→ **Job**: Return the lines that follow, exactly as they appear, from the first through the one containing "import React from"; no pictures are to be included.

═════ Supplied information

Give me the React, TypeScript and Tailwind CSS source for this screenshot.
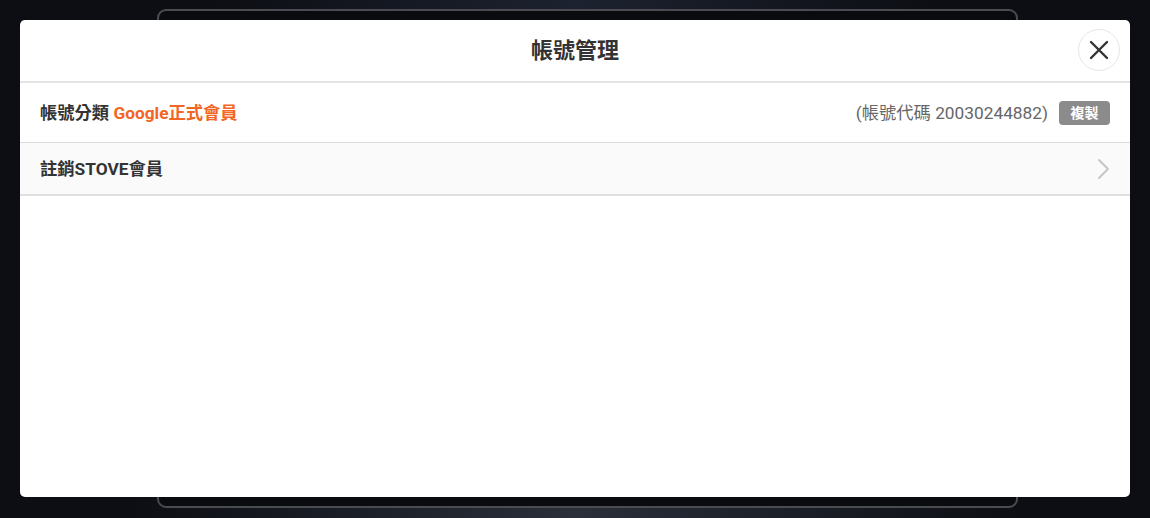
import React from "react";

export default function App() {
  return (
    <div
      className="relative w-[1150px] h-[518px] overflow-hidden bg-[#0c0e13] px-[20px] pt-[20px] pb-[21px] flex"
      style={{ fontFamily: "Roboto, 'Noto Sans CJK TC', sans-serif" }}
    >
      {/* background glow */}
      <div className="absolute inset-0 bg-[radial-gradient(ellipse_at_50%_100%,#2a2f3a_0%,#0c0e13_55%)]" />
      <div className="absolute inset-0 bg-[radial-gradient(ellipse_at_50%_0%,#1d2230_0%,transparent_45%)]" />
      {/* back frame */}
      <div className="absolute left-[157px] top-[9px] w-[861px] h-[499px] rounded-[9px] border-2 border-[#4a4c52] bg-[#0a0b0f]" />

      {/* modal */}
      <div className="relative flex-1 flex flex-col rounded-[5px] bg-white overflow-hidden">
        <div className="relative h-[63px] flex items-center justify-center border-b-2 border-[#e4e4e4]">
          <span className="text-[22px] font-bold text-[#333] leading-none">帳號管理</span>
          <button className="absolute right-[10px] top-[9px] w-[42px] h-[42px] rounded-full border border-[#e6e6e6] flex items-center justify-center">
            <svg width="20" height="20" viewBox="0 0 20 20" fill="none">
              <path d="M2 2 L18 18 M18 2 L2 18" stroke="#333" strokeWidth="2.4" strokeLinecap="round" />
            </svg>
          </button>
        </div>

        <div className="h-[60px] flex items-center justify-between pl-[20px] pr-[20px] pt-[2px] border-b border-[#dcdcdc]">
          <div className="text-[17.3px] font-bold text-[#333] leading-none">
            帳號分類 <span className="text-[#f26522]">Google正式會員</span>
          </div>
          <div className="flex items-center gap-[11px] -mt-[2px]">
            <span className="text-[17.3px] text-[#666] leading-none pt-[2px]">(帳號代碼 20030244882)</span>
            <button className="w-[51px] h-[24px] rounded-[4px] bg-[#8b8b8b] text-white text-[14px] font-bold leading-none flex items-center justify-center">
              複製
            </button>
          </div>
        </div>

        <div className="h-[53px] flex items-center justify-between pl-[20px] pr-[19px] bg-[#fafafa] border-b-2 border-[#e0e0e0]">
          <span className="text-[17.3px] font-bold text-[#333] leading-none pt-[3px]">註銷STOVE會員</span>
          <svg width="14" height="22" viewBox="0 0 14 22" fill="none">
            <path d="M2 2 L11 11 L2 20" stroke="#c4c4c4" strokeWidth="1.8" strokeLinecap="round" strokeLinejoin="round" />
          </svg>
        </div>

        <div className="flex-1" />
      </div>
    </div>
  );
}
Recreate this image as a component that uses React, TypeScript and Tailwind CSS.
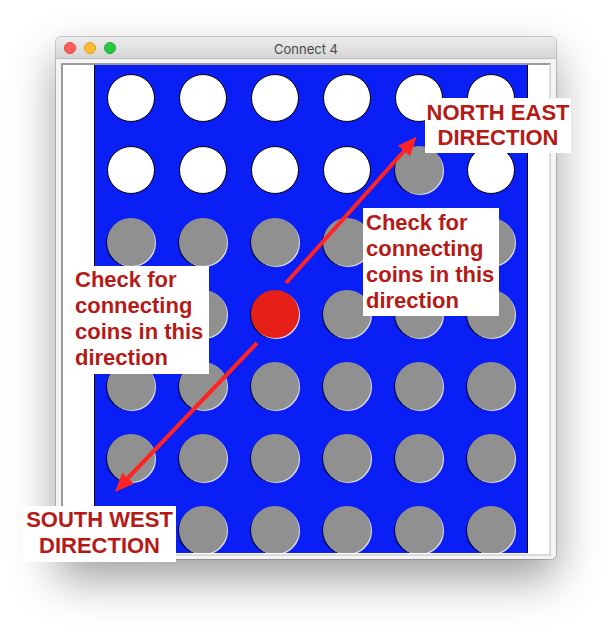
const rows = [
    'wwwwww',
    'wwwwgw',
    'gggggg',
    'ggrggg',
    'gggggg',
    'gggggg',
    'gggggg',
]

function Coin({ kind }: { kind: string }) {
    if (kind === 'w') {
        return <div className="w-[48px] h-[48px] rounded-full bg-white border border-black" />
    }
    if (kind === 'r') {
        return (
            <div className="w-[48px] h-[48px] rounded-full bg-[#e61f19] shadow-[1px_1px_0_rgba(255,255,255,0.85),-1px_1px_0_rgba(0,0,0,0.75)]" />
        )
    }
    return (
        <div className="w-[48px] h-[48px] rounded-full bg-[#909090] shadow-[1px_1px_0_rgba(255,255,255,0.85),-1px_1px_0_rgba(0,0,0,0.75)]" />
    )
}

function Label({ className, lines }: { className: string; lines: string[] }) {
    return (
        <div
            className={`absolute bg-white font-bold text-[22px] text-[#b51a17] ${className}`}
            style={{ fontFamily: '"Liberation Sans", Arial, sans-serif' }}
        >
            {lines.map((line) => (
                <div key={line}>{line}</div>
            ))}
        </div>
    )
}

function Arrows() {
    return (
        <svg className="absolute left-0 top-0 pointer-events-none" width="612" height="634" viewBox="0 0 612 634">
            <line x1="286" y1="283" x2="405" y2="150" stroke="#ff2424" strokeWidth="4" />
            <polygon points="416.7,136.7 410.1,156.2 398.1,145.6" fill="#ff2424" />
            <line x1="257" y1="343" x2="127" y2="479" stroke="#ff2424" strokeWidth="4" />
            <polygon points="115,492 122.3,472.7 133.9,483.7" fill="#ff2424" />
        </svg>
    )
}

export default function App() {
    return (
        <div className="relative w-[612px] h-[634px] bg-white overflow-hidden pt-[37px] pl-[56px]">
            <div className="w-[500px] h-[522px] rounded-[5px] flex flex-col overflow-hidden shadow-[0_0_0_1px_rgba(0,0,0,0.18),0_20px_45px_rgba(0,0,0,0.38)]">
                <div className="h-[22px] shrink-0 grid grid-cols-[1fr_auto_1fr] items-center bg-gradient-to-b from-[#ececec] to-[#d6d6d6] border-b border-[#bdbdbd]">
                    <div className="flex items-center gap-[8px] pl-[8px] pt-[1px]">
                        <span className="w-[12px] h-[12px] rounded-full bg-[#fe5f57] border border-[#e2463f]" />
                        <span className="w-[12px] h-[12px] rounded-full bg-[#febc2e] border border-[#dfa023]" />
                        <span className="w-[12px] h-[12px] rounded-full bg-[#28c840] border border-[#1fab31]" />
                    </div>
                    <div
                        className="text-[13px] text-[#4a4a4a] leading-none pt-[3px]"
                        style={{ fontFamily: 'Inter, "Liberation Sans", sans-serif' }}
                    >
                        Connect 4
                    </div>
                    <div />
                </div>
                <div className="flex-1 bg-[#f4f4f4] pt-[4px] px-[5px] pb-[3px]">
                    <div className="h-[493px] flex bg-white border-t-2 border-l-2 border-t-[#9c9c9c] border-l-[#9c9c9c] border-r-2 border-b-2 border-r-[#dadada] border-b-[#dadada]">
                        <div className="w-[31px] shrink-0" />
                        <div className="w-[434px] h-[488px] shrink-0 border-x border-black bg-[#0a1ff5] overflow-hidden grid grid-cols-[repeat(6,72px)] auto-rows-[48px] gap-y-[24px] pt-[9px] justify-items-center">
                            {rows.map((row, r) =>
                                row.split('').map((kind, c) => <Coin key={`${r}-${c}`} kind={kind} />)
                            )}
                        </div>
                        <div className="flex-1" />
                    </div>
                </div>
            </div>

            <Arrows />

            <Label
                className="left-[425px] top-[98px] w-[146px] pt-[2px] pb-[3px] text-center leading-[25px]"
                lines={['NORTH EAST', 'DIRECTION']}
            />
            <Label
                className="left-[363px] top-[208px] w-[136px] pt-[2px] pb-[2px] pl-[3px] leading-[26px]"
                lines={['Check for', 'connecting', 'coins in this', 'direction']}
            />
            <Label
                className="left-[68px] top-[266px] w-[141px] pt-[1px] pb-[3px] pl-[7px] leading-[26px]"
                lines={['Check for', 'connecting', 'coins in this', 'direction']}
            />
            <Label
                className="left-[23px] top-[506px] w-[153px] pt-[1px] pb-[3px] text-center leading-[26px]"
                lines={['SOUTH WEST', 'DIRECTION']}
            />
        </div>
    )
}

══════════

→ **Reply to the task**:
Give me the React, TypeScript and Tailwind CSS source for this screenshot.
import React from "react";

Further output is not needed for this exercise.